[Start DATA RECORDS]

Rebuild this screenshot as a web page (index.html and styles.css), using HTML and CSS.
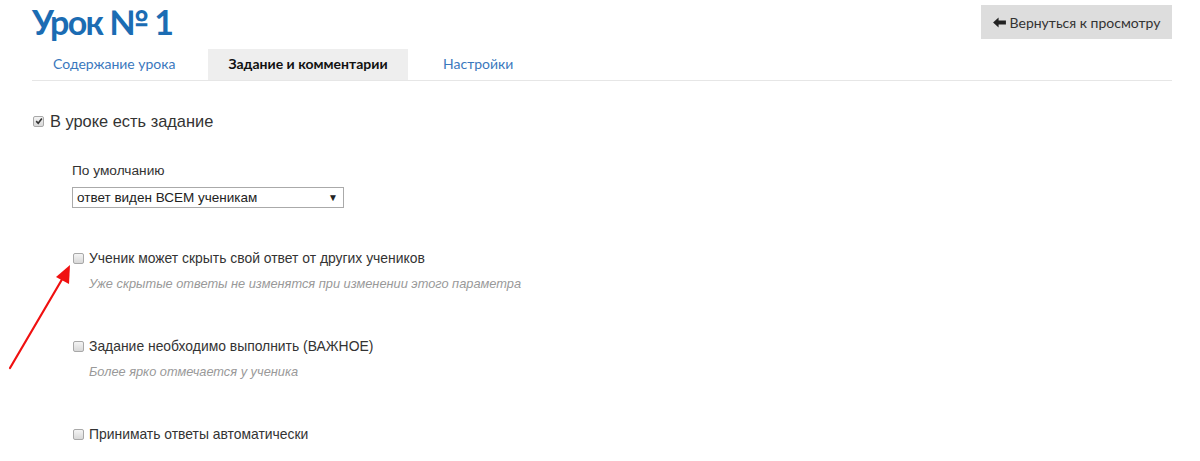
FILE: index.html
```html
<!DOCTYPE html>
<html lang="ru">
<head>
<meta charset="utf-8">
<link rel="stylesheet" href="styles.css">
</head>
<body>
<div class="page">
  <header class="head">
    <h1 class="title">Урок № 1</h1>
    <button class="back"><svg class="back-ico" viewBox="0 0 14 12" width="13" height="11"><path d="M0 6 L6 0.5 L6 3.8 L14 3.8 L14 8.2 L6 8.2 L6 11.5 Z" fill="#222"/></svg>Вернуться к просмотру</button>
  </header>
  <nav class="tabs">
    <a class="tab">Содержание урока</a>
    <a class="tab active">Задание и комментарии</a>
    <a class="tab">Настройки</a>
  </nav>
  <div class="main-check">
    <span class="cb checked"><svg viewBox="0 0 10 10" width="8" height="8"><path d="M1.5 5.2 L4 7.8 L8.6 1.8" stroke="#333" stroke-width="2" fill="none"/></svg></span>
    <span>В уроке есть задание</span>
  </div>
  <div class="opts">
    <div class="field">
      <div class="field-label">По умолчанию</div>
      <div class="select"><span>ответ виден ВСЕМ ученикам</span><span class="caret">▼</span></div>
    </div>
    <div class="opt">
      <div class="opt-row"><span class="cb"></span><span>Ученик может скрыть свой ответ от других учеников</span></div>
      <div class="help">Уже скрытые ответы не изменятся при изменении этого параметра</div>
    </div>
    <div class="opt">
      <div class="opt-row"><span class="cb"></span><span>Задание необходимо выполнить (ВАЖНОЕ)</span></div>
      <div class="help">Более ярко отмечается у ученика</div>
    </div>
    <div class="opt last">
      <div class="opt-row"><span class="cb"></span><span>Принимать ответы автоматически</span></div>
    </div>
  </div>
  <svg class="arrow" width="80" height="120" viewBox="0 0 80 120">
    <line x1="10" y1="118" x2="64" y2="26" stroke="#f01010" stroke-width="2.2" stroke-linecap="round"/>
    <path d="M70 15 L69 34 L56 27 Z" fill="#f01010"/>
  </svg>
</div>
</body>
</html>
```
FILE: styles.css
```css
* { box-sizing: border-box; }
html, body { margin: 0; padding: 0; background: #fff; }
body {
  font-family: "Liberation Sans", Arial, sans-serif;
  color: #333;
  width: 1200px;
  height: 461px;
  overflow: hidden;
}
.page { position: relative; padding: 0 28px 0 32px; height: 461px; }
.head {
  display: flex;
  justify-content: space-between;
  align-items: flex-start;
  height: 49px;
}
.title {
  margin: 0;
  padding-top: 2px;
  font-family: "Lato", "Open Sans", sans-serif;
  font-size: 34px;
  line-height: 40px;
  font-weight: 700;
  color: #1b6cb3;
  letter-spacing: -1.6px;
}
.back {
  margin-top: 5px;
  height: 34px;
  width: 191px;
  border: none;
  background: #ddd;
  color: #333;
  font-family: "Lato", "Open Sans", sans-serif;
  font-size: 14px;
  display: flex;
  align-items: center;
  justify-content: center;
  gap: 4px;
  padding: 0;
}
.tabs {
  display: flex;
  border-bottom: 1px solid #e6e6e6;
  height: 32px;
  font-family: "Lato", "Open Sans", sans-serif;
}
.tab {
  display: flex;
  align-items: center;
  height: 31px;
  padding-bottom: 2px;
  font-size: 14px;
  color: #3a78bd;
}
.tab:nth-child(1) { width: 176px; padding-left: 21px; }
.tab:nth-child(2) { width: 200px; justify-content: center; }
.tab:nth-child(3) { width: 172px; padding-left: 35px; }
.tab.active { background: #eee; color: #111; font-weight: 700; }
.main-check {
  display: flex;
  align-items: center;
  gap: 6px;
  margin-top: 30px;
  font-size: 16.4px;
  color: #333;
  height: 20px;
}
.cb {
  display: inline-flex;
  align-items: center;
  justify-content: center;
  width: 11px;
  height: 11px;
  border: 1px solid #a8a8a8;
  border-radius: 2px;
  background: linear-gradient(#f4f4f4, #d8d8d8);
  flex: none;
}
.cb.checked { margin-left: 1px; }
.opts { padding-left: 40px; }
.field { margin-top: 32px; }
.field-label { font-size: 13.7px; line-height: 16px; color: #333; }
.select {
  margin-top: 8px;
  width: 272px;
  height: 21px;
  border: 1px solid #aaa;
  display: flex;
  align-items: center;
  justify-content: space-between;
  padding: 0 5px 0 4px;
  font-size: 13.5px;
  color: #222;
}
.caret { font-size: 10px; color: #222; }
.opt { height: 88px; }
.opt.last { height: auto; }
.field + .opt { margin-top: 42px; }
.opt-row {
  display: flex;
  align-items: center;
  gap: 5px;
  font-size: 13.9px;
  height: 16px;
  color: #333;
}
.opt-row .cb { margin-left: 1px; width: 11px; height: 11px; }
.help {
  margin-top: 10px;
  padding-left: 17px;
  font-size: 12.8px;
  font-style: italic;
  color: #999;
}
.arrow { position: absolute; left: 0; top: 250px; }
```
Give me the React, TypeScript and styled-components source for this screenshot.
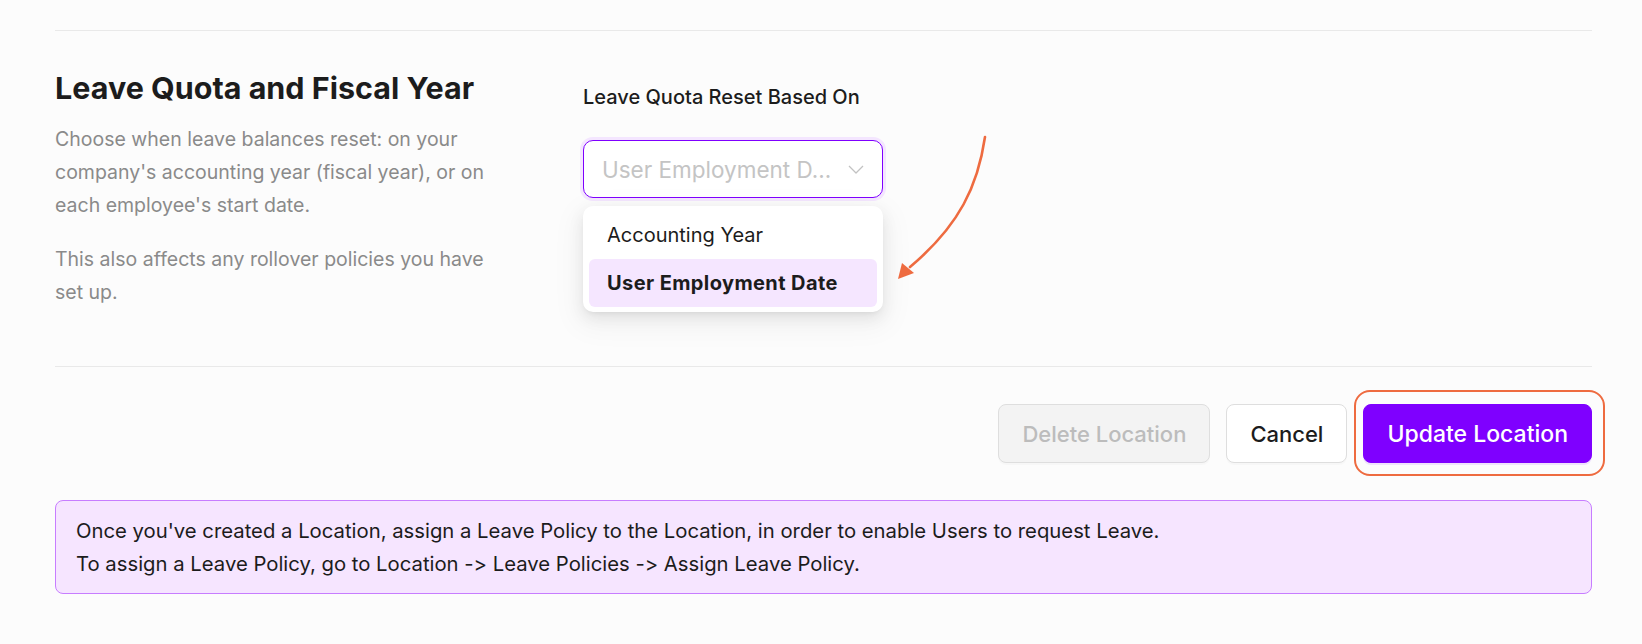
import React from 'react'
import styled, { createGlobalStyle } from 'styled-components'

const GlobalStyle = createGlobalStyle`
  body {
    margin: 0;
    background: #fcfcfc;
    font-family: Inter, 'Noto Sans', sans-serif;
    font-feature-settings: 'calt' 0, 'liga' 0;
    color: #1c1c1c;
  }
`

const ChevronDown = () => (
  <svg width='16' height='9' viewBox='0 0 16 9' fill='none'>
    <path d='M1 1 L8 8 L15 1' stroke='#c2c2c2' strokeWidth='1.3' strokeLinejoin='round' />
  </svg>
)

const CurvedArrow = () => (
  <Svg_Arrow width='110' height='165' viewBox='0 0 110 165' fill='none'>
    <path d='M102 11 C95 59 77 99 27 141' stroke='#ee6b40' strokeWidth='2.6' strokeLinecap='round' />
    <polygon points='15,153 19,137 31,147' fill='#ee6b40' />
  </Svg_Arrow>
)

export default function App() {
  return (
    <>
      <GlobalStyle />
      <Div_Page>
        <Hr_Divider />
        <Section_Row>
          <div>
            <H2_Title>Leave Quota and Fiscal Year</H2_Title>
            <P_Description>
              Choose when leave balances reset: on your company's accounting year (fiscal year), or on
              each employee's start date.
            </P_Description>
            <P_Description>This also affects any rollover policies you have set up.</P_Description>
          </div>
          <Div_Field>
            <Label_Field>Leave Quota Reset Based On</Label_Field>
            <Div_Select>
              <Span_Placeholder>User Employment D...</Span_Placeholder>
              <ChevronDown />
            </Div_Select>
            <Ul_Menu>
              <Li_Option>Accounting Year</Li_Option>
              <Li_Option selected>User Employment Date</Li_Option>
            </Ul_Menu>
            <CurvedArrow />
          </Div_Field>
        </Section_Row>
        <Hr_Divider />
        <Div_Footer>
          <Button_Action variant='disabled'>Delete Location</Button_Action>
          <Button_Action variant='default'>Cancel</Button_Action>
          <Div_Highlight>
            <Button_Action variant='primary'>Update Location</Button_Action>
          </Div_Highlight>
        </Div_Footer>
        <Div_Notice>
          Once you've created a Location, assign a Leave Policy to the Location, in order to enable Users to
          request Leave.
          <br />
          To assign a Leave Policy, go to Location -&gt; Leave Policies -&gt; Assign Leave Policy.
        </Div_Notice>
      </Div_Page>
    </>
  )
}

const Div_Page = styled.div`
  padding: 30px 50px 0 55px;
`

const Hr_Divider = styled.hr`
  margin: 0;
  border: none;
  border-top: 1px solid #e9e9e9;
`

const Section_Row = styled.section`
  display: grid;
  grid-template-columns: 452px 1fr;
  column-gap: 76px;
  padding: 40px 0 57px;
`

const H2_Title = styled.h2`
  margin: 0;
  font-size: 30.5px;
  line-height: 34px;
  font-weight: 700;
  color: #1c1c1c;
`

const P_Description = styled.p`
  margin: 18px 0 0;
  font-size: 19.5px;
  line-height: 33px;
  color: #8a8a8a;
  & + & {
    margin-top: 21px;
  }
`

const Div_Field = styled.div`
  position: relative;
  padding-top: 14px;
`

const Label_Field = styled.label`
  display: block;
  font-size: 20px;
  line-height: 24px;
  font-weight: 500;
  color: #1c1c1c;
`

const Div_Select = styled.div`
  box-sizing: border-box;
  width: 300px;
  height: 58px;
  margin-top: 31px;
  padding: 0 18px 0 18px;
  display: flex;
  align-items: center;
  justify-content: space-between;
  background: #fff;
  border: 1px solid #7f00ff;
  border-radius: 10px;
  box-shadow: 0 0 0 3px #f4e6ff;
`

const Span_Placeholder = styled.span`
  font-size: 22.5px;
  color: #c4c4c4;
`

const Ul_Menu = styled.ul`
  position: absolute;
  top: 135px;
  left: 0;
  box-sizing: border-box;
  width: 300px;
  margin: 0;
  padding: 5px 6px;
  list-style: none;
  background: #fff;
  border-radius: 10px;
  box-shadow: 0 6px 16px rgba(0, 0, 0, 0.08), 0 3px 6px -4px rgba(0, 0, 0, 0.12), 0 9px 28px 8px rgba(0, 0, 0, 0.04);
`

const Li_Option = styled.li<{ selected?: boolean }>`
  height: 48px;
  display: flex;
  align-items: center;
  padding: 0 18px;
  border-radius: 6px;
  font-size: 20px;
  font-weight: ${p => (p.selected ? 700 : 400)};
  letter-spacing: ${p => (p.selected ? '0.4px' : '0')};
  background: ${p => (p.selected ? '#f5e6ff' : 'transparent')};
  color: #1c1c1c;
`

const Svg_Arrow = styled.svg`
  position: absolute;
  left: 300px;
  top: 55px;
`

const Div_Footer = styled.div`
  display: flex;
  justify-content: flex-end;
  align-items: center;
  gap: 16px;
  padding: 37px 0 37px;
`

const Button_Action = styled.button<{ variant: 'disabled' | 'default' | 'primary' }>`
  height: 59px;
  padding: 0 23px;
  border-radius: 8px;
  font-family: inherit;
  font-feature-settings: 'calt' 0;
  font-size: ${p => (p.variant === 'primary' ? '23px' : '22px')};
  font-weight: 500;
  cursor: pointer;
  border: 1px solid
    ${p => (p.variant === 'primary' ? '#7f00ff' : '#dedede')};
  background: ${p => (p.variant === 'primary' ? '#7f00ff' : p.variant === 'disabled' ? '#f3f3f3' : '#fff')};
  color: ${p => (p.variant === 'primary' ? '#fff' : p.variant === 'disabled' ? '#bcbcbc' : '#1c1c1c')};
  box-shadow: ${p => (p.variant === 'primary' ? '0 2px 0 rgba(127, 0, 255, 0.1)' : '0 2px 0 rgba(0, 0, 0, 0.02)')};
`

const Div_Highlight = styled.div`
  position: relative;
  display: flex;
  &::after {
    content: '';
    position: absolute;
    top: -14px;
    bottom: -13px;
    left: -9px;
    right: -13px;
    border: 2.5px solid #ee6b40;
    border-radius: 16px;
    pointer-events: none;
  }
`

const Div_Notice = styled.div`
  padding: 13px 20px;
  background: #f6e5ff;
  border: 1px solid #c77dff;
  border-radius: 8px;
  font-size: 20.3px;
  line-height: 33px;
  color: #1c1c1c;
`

[End DATA RECORDS]

- PROBLEM TO SOLVE
Each line in the listing above either holds the string "components" or does not; state how many do, giving the number only.

- EXERCISE OUTPUT
2